Mafia–Mord ungesühnt

■ „Wegen erwiesener Unschuld“ wurden alle Mafia–Angeklagten, die des Mordes an acht Personen angeklagt wurden, freigesprochen / Neue Strategie der Mafia?

Aus Palermo Werner Raith

Wieder einmal hat sich Palermos Strafverfolgung bis auf die Knochen blamiert: ungesühnt, jedenfalls vorläufig, bleiben die Morde an acht Personen - größtenteils kleine Pferde– und Viehhändler -, die am 18. Oktober 1984 von einer Anzahl Killern in einem Hinterhof Palermos mit mehreren hundert MP–Schüssen getötet worden waren. Alle Angeklagten - darunter die „Superbosse“ der Zone, Pietro Vernengo, Carmelo Zanos und Nitto Santapaola - wurden „wegen erwiesener Unschuld“ freigesprochen. Überraschend war der Freispruch nicht - die Ermittler hat ten sich, wieder einmal, auf die Aussagekraft eines „pentito“ (Kronzeugen) sowie auf Hörensagen–Beweise gestützt, anstatt hieb– und stichfeste Beweise zu sammeln.

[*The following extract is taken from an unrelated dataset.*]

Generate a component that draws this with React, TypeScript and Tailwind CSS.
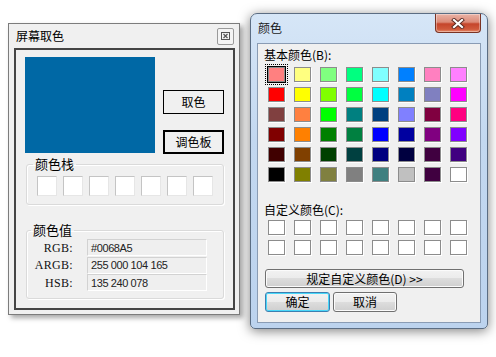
import React from "react";

const basic = [
  ["#FF8080", "#FFFF80", "#80FF80", "#00FF80", "#80FFFF", "#0080FF", "#FF80C0", "#FF80FF"],
  ["#FF0000", "#FFFF00", "#80FF00", "#00FF40", "#00FFFF", "#0080C0", "#8080C0", "#FF00FF"],
  ["#804040", "#FF8040", "#00FF00", "#008080", "#004080", "#8080FF", "#800040", "#FF0080"],
  ["#800000", "#FF8000", "#008000", "#008040", "#0000FF", "#0000A0", "#800080", "#8000FF"],
  ["#400000", "#804000", "#004000", "#004040", "#000080", "#000040", "#400040", "#400080"],
  ["#000000", "#808000", "#808040", "#808080", "#408080", "#C0C0C0", "#400040", "#FFFFFF"],
];

function Swatch({ color, selected }: { color: string; selected?: boolean }) {
  return (
    <div
      className="relative w-[17px] h-[15px] border border-[#8c8c8c] shadow-[1px_1px_0_#ffffff]"
      style={{ backgroundColor: color }}
    >
      {selected && (
        <>
          <span className="absolute -inset-[2px] border border-black" />
          <span className="absolute -inset-[4px] border border-dotted border-black" />
        </>
      )}
    </div>
  );
}

function Field({ label, value }: { label: string; value: string }) {
  return (
    <div className="flex items-center h-[17.5px]">
      <div className="w-[46px] text-right font-['Liberation_Serif',serif] text-[12px] leading-none text-[#111] tracking-[0.3px]">
        {label}
      </div>
      <div className="ml-[14px] w-[120px] h-[17px] border border-[#d2d2d2] border-b-white border-r-white bg-[#efefef] flex items-center pl-[3px] font-['Liberation_Sans',sans-serif] text-[11px] tracking-[-0.4px] text-[#222]">
        {value}
      </div>
    </div>
  );
}

export default function App() {
  return (
    <div className="w-[496px] h-[357px] bg-white flex items-start overflow-hidden font-['Noto_Sans_CJK_SC',sans-serif] text-black">
      {/* Left window */}
      <div className="ml-[8px] mt-[23px] w-[232px] h-[292px] border border-[#7c7c7c] bg-[#f0f0f0] shadow-[3px_3px_5px_rgba(0,0,0,0.35)] flex flex-col">
        <div className="h-[24px] flex items-center justify-between pl-[7px] pr-[5px]">
          <span className="text-[12px] leading-none">屏幕取色</span>
          <div className="w-[17px] h-[17px] border border-[#9a9a9a] rounded-[2px] flex items-center justify-center bg-[#f4f4f4]">
            <svg width="9" height="8" viewBox="0 0 9 8">
              <rect x="0.5" y="0.5" width="8" height="7" fill="none" stroke="#555" />
              <path d="M2.5 2 L6.5 6 M6.5 2 L2.5 6" stroke="#555" strokeWidth="1.2" />
            </svg>
          </div>
        </div>
        <div className="ml-[5px] w-[221px] h-[262px] border-2 border-[#454545] flex flex-col">
          <div className="flex ml-[9px] mt-[7px]">
            <div className="w-[130px] h-[96px] bg-[#0068A5]" />
            <div className="ml-[8px] flex flex-col pt-[33px] gap-[16px]">
              <div className="w-[61px] h-[24px] border border-black flex items-center justify-center text-[12px] leading-none bg-[#f0f0f0]">
                取色
              </div>
              <div className="w-[61px] h-[24px] border-2 border-black flex items-center justify-center text-[12px] leading-none bg-[#f0f0f0]">
                调色板
              </div>
            </div>
          </div>
          <fieldset className="ml-[10px] mt-[2px] w-[198px] border border-[#dadada] rounded-[3px] shadow-[inset_1px_1px_0_#ffffff,1px_1px_0_#ffffff] pl-[10px] pt-[4px] pb-[8px]">
            <legend className="-ml-[4px] px-[2px] text-[13px] leading-[16px]">颜色栈</legend>
            <div className="flex gap-[6px]">
              {Array.from({ length: 7 }).map((_, i) => (
                <div key={i} className="w-[20px] h-[20px] bg-white border border-[#c4c4c4] border-b-[#e6e6e6] border-r-[#e6e6e6]" />
              ))}
            </div>
          </fieldset>
          <fieldset className="ml-[10px] mt-[17px] w-[198px] border border-[#dadada] rounded-[3px] shadow-[inset_1px_1px_0_#ffffff,1px_1px_0_#ffffff] pt-[1px] pb-[6px]">
            <legend className="ml-[4px] px-[2px] text-[13px] leading-[16px]">颜色值</legend>
            <Field label="RGB:" value="#0068A5" />
            <Field label="ARGB:" value="255 000 104 165" />
            <Field label="HSB:" value="135 240 078" />
          </fieldset>
        </div>
      </div>

      {/* Right window */}
      <div className="ml-[10px] mt-[13px] w-[238px] h-[316px] border border-[#5b6d83] rounded-t-[7px] rounded-b-[5px] bg-[linear-gradient(to_bottom,#d6e6f7,#c3d8f0_40%,#bcd3ee)] shadow-[0_2px_12px_rgba(0,0,0,0.5)] flex flex-col">
        <div className="h-[29px] flex justify-between pl-[7px] pr-[6px]">
          <span className="mt-[7px] text-[12px] leading-[14px] text-[#1a1a1a]">颜色</span>
          <div className="w-[46px] h-[19px] rounded-b-[4px] border border-t-0 border-[#7a3324] bg-[linear-gradient(to_bottom,#eab3a6,#dc8b78_45%,#c5452b_55%,#d05a3c_85%,#e8906f)] flex items-center justify-center shadow-[inset_0_0_0_1px_rgba(255,255,255,0.35)]">
            <svg width="14" height="11" viewBox="0 0 14 11">
              <path d="M3 2 L11 9 M11 2 L3 9" stroke="#5a2a22" strokeWidth="4" strokeLinecap="square" />
              <path d="M3 2 L11 9 M11 2 L3 9" stroke="#ffffff" strokeWidth="2.2" strokeLinecap="square" />
            </svg>
          </div>
        </div>
        <div className="ml-[6px] w-[224px] h-[280px] border border-[#8a9cb4] bg-[#f0f0f0] flex flex-col">
          <div className="pl-[6px] mt-[3px] text-[12px] leading-[16px]">基本颜色(B):</div>
          <div className="pl-[10px] mt-[4px] grid grid-cols-[repeat(8,17px)] gap-x-[9px] gap-y-[5px]">
            {basic.flat().map((c, i) => (
              <Swatch key={i} color={c} selected={i === 0} />
            ))}
          </div>
          <div className="pl-[6px] mt-[20px] text-[12px] leading-[16px]">自定义颜色(C):</div>
          <div className="pl-[10px] mt-[2px] grid grid-cols-[repeat(8,17px)] gap-x-[9px] gap-y-[5px]">
            {Array.from({ length: 16 }).map((_, i) => (
              <Swatch key={i} color="#FFFFFF" />
            ))}
          </div>
          <div className="ml-[7px] mt-[14px] w-[199px] h-[19px] rounded-[3px] border border-[#707070] bg-[linear-gradient(to_bottom,#f2f2f2,#ebebeb_50%,#dddddd_50%,#cfcfcf)] shadow-[inset_0_0_0_1px_#fbfbfb] flex items-center justify-center text-[12px] leading-none">
            规定自定义颜色(D) &gt;&gt;
          </div>
          <div className="ml-[7px] mt-[4px] flex gap-[3px]">
            <div className="w-[65px] h-[20px] rounded-[3px] border border-[#3c7fb1] bg-[linear-gradient(to_bottom,#f2f2f2,#ebebeb_50%,#dddddd_50%,#cfcfcf)] shadow-[inset_0_0_0_1px_#48d7f9] flex items-center justify-center text-[12px] leading-none">
              确定
            </div>
            <div className="w-[64px] h-[20px] rounded-[3px] border border-[#707070] bg-[linear-gradient(to_bottom,#f2f2f2,#ebebeb_50%,#dddddd_50%,#cfcfcf)] shadow-[inset_0_0_0_1px_#fbfbfb] flex items-center justify-center text-[12px] leading-none">
              取消
            </div>
          </div>
        </div>
      </div>
    </div>
  );
}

Der „Kronzeuge“ Francesco Sinagra, der auch im großen Mafia–Prozeß aussagt, hatte erklärt, daß in dem Stadtviertel, wo das Massaker geschehen war, „nichts ohne die ausdrückliche Zustimmung der Zonenbosse geschieht“. Dennoch gab es auch Indizien, daß sich der Massenmord in den „Mafiakrieg“ einreiht, der zwischen 1980 und 84 um eine Neuverteilung der Marktanteile entbrannt war. Zu dem (derzeit flüchtigen) Nitto Santapaola führen z.B. auch alle Fäden der Ermordung des Präfekten della Chiesa 1982. Insofern überraschte vor allem die Motivation des Freispruchs „wegen erwiesener Unschuld“. Fraglich scheint, inwieweit die Zelebration von Prozeßen, die am Ende negativ für die Justiz ausgehen, nicht gar Teil der neuen Mafia–Strategie sind, Verfahren gegen die „Ehrenwerte Gesellschaft“ als aussichtslos erscheinen zu lassen. Vorige Woche berichtete Innenminister Scalfaro nicht nur von Mafia–Versuchen, die Strafprozeßgesetzgebung zu beeinflussen, sondern auch davon, „Kronzeugen“ bewußt in die Ermittlungen einzuschleusen, um dann vor Gericht mit spektakulären Rückzügen die Behörden zu desavouieren.